Tuskegee University students Brittany Parks (left) and Ashley McCain with Auburn RFID Lab Director Justin Patton

The partnership expanded this past spring to include student and faculty involvement in Chain Integration Pilot or CHIP. CHIP is the first supply chain project integrating item-level data streams — information pulled from attached RFID tags — from various stakeholders into a blockchain network. As part of the project, the RFID Lab is working with industry partners to develop new ways to efficiently move products through the supply chain to consumers.

The lab’s soon-to-be-implemented CHIP Project will be a way for retail and apparel companies to communicate by better connecting the digital dots between global suppliers and their product inventories through a common record of information. It will be a blockchain — data collected through the flow of products through the supply chain and maintained across several computers linked in a peer-to-peer network.

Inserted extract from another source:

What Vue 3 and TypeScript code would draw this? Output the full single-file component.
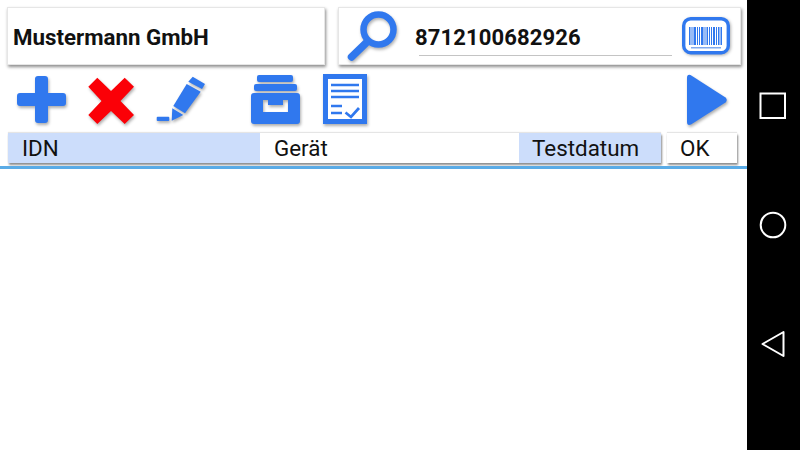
<script setup lang="ts">
const bars: [number, number][] = [
  [7, 1.5], [9.5, 1], [11.5, 2.5], [15, 1], [17, 1], [19, 2.5], [22.5, 1], [24.5, 1.5], [27, 1], [29, 1], [31, 2], [34, 1], [36, 1.5], [38.5, 1.5]
];
const columns = [
  { label: 'IDN', cls: 'idn' },
  { label: 'Gerät', cls: 'geraet' },
  { label: 'Testdatum', cls: 'datum' }
];
</script>

<template>
  <div class="screen">
    <main class="content">
      <section class="top">
        <div class="card company">Mustermann GmbH</div>
        <div class="card search">
          <svg class="lens" width="52" height="52" viewBox="0 0 52 52">
            <circle cx="33.5" cy="19.5" r="15" fill="none" stroke="#3078ee" stroke-width="6.5" />
            <path d="M21 33 L6.5 47" stroke="#3078ee" stroke-width="7.5" stroke-linecap="round" />
          </svg>
          <div class="code">
            <span class="code-text">8712100682926</span>
          </div>
          <svg class="barcode" width="48" height="38" viewBox="0 0 48 38">
            <rect x="1.7" y="1.7" width="44.6" height="34" rx="7" fill="#fff" stroke="#3078ee" stroke-width="3.4" />
            <rect v-for="(b, i) in bars" :key="i" :x="b[0]" y="10" :width="b[1]" height="18" fill="#3078ee" />
            <rect x="9" y="30" width="30" height="1.5" fill="#7fa9ef" />
          </svg>
        </div>
      </section>

      <section class="tools">
        <svg class="ic plus" width="52" height="50" viewBox="0 0 52 50">
          <path d="M22 0 h7 a3 3 0 0 1 3 3 v14 h15 a3 3 0 0 1 3 3 v7 a3 3 0 0 1 -3 3 h-15 v14 a3 3 0 0 1 -3 3 h-7 a3 3 0 0 1 -3 -3 v-14 h-15 a3 3 0 0 1 -3 -3 v-7 a3 3 0 0 1 3 -3 h15 v-14 a3 3 0 0 1 3 -3 z" fill="#3078ee" />
        </svg>
        <svg class="ic cross" width="50" height="50" viewBox="0 0 50 50">
          <path d="M1.3 9.7 L10.3 0.7 L24 14 L37.7 0.7 L47 9.7 L33.5 24 L47 38 L37.7 47 L24 34 L10.3 47 L1.3 38 L14.5 24 Z" fill="#fb0007" />
        </svg>
        <svg class="ic pen" width="52" height="50" viewBox="0 0 52 50">
          <path d="M36.7 0.7 L49 8 L46 13 L32.3 5.7 Z" fill="#3078ee" />
          <path d="M30.7 8 L44.7 15.7 L29 37.3 L17.3 30 Z" fill="#3078ee" />
          <path d="M16.3 32.3 L27.3 39 L15.7 44.7 Z" fill="#3078ee" />
          <rect x="0.7" y="40.7" width="12.6" height="4.3" rx="1" fill="#3078ee" />
        </svg>
        <svg class="ic archive" width="53" height="52" viewBox="0 0 53 52">
          <rect x="7" y="0" width="36" height="7" rx="2" fill="#3078ee" />
          <rect x="4" y="9" width="43" height="7" rx="2" fill="#3078ee" />
          <path fill-rule="evenodd" d="M4 18 h43 a3 3 0 0 1 3 3 v25 a3 3 0 0 1 -3 3 h-43 a3 3 0 0 1 -3 -3 v-25 a3 3 0 0 1 3 -3 z M13 25 v12 h25 v-12 h-5 v5 h-15 v-5 z" fill="#3078ee" />
        </svg>
        <svg class="ic doc" width="46" height="52" viewBox="0 0 46 52">
          <rect x="2.5" y="2.5" width="39" height="45" fill="#fff" stroke="#3078ee" stroke-width="5" />
          <path d="M8 11 H36 M8 17 H36 M8 23 H36 M8 32 H19 M8 39 H19" stroke="#3078ee" stroke-width="2.5" />
          <path d="M22.5 38.5 L28 43 L36 34" fill="none" stroke="#3078ee" stroke-width="2.7" />
        </svg>
        <svg class="ic play" width="43" height="54" viewBox="0 0 43 54">
          <path d="M4.5 1 L39.5 23.5 Q42 26 39.5 28.5 L5 50.5 Q1 52 1 48 V4 Q1 0 4.5 1 Z" fill="#3078ee" />
        </svg>
      </section>

      <section class="header">
        <div class="head-main">
          <div v-for="c in columns" :key="c.cls" class="cell" :class="c.cls">{{ c.label }}</div>
        </div>
        <div class="cell ok">OK</div>
      </section>
      <div class="rule"></div>
    </main>

    <nav class="nav">
      <svg width="28" height="28" viewBox="0 0 28 28">
        <rect x="1.5" y="1.5" width="24.5" height="24.5" fill="none" stroke="#fff" stroke-width="2" />
      </svg>
      <svg width="28" height="28" viewBox="0 0 28 28">
        <circle cx="14" cy="14" r="12.3" fill="none" stroke="#fff" stroke-width="2" />
      </svg>
      <svg width="26" height="28" viewBox="0 0 26 28">
        <path d="M23.5 2 V26 L2.5 14 Z" fill="none" stroke="#fff" stroke-width="2" stroke-linejoin="round" />
      </svg>
    </nav>
  </div>
</template>

<style scoped>
.screen {
  display: flex;
  width: 800px;
  height: 450px;
  overflow: hidden;
  background: #fff;
  font-family: Roboto, "Liberation Sans", sans-serif;
  color: #111;
}
.content {
  flex: 1;
  min-width: 0;
  display: flex;
  flex-direction: column;
}
.top {
  display: flex;
  gap: 13px;
  padding: 7px 6px 0 7px;
}
.card {
  height: 58px;
  box-sizing: border-box;
  background: #fff;
  border: 1px solid #e6e6e6;
  box-shadow: 1px 2px 3px rgba(0, 0, 0, 0.45);
  display: flex;
  align-items: center;
}
.company {
  width: 318px;
  padding: 2px 0 0 5px;
  font-size: 22.3px;
  font-weight: 700;
}
.search {
  width: 403px;
  padding-left: 6px;
}
.lens {
  flex: none;
  filter: drop-shadow(1px 2px 1.5px rgba(0, 0, 0, 0.3));
}
.code {
  width: 253px;
  height: 34px;
  margin: 6px 0 0 22px;
  padding-bottom: 3px;
  box-sizing: border-box;
  border-bottom: 1px solid #c4c4c4;
  display: flex;
  align-items: center;
}
.code-text {
  margin-left: -4px;
  font-size: 22px;
  font-weight: 700;
  letter-spacing: 0.12px;
}
.barcode {
  flex: none;
  margin-left: 10px;
  filter: drop-shadow(1px 1px 1.5px rgba(0, 0, 0, 0.3));
}
.tools {
  display: flex;
  align-items: flex-start;
  height: 60px;
  margin-top: 9px;
  padding-left: 16px;
}
.ic {
  flex: none;
  filter: drop-shadow(1px 2px 1.5px rgba(0, 0, 0, 0.32));
}
.plus { margin-top: 2px; }
.cross { margin: 3px 0 0 19px; }
.pen { margin: 2px 0 0 19px; }
.archive { margin: 1px 0 0 42px; }
.doc { margin: 0 0 0 20px; }
.play { margin-left: auto; margin-right: 18px; }
.header {
  display: flex;
  height: 30px;
  margin-top: -1px;
  padding: 0 10px 0 8px;
  gap: 6px;
}
.head-main {
  display: flex;
  width: 653px;
  box-shadow: 1px 2px 2px rgba(0, 0, 0, 0.45), 0 -1px 1px rgba(0, 0, 0, 0.1);
}
.cell {
  box-sizing: border-box;
  display: flex;
  align-items: center;
  font-size: 22.4px;
  line-height: 30px;
}
.idn {
  width: 252px;
  padding-left: 14px;
  background: #ccddfb;
}
.geraet {
  width: 259px;
  padding-left: 14px;
  background: #fff;
}
.datum {
  width: 142px;
  padding-left: 13px;
  background: #ccddfb;
}
.ok {
  width: 70px;
  padding-left: 13px;
  background: #fff;
  box-shadow: 1px 2px 2px rgba(0, 0, 0, 0.45), 0 -1px 1px rgba(0, 0, 0, 0.1);
}
.rule {
  height: 3px;
  margin-top: 3px;
  background: #5aabe6;
}
.nav {
  flex: none;
  width: 53px;
  background: #000;
  display: flex;
  flex-direction: column;
  align-items: center;
  justify-content: space-between;
  box-sizing: border-box;
  padding: 92px 2px 92px 0;
}
</style>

“By conducting the CHIP project and incorporating industry stakeholders around the globe, the Auburn University RFID Lab aims to encourage the adoption of serialized data and blockchain technologies and usher in the next generation of supply chain innovation,” Patton says.

Tuskegee joins a growing list of more than 20 educational, retail, apparel and supply chain partners that will participate directly in the proof-of-concept and support the project as a collective working group. These include well-known commercial brands like Under Armor and Spanx, and technology solution providers like Avery Dennison, IBM and Zebra Technologies. Together, the partners’ contributions will range from supporting data capture systems and other Internet of Things (IoT) infrastructure, developing blockchain solutions, ensuring compliance with global standards and experienced project leadership.

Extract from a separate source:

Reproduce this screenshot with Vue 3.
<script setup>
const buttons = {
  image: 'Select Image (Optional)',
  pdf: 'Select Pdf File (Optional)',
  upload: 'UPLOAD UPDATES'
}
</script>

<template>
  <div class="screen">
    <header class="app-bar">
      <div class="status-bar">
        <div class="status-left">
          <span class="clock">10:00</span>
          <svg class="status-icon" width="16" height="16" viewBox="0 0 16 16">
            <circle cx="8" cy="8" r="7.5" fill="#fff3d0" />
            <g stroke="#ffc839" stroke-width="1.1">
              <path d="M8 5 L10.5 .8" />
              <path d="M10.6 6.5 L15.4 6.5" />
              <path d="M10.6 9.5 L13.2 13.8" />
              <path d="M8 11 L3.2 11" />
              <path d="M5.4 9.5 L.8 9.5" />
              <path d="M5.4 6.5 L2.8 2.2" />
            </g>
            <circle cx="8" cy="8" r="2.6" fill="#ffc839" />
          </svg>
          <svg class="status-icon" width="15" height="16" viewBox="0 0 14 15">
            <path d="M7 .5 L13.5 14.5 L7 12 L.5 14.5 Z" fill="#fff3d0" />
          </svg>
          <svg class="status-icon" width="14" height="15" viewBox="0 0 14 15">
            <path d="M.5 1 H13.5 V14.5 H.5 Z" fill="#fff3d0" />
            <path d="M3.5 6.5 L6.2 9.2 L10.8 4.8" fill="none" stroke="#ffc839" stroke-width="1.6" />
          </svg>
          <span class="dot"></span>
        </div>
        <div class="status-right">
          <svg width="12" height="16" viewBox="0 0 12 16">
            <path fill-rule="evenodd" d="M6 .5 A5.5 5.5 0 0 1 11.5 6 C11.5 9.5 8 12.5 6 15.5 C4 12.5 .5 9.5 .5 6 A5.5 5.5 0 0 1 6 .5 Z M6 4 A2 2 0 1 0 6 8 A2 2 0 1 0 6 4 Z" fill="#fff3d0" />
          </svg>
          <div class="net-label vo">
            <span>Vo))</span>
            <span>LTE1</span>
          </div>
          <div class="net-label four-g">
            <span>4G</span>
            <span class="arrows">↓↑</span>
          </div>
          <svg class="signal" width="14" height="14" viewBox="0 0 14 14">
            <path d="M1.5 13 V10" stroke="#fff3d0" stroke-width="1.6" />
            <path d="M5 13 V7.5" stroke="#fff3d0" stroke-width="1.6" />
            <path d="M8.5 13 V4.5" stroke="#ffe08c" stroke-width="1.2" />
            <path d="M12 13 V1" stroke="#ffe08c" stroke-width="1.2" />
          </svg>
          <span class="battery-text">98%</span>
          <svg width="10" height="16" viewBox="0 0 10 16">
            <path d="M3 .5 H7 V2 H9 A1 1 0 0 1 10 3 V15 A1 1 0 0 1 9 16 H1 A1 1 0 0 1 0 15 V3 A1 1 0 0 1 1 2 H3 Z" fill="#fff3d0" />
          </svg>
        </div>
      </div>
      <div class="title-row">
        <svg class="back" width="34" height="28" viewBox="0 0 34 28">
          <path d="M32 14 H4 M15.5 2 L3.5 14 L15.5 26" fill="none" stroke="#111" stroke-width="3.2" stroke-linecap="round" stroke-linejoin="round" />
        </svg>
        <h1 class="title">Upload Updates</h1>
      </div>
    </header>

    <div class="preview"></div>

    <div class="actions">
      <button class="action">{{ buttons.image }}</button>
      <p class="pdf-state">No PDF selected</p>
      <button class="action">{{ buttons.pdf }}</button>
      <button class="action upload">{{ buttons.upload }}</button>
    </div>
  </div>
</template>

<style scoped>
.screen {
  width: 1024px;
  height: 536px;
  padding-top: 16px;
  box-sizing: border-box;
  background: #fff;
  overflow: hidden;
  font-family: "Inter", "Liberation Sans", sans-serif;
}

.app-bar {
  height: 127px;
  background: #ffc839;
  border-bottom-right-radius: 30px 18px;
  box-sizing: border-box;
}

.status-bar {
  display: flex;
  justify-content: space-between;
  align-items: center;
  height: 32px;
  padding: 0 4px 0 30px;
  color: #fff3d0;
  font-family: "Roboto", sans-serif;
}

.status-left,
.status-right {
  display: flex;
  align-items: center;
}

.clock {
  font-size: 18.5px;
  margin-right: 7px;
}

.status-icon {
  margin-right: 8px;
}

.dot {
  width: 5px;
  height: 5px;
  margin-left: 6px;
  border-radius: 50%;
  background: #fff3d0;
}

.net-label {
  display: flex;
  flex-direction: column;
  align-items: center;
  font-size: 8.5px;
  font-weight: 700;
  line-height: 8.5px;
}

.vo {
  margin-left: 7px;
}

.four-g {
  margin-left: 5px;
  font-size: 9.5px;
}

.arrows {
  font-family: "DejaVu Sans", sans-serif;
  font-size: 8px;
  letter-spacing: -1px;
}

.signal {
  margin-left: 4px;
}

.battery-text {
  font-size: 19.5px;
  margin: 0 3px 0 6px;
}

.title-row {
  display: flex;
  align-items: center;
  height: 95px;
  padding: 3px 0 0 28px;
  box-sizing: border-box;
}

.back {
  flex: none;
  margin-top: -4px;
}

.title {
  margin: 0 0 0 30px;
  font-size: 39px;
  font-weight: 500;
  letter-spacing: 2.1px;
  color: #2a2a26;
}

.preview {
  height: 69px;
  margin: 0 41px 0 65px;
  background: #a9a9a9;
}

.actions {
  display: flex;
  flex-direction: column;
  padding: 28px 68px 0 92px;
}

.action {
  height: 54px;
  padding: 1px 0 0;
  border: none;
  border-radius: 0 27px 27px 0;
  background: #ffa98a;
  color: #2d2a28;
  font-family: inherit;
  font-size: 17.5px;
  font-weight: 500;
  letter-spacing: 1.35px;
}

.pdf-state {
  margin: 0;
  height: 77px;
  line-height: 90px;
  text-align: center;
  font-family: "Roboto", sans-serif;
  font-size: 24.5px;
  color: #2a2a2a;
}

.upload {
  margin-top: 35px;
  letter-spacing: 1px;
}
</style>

A recent addition includes a partnership with Hyperledger, a global collaboration hosted by the Linux Foundation that aims to advance cross-industry blockchain technologies. Hyperledger is a multi-venture, multi-stakeholder effort that includes various enterprise blockchain and distributed ledger technologies. As a new member, Auburn’s RFID Lab joins industry leaders in finance, banking, IoT, supply chain, manufacturing and technology, and will be positioned to inform and influence the direction and application of blockchain technologies across the globe.

Due to the sophistication of current supply chains, data exchange between partners can be challenging. The CHIP project aims to address this by connecting the digital dots on a global scale. By capturing and contributing item-level data streams into a blockchain solution, an item-level record of product information will be created for goods flowing from one supply chain stakeholder to the next.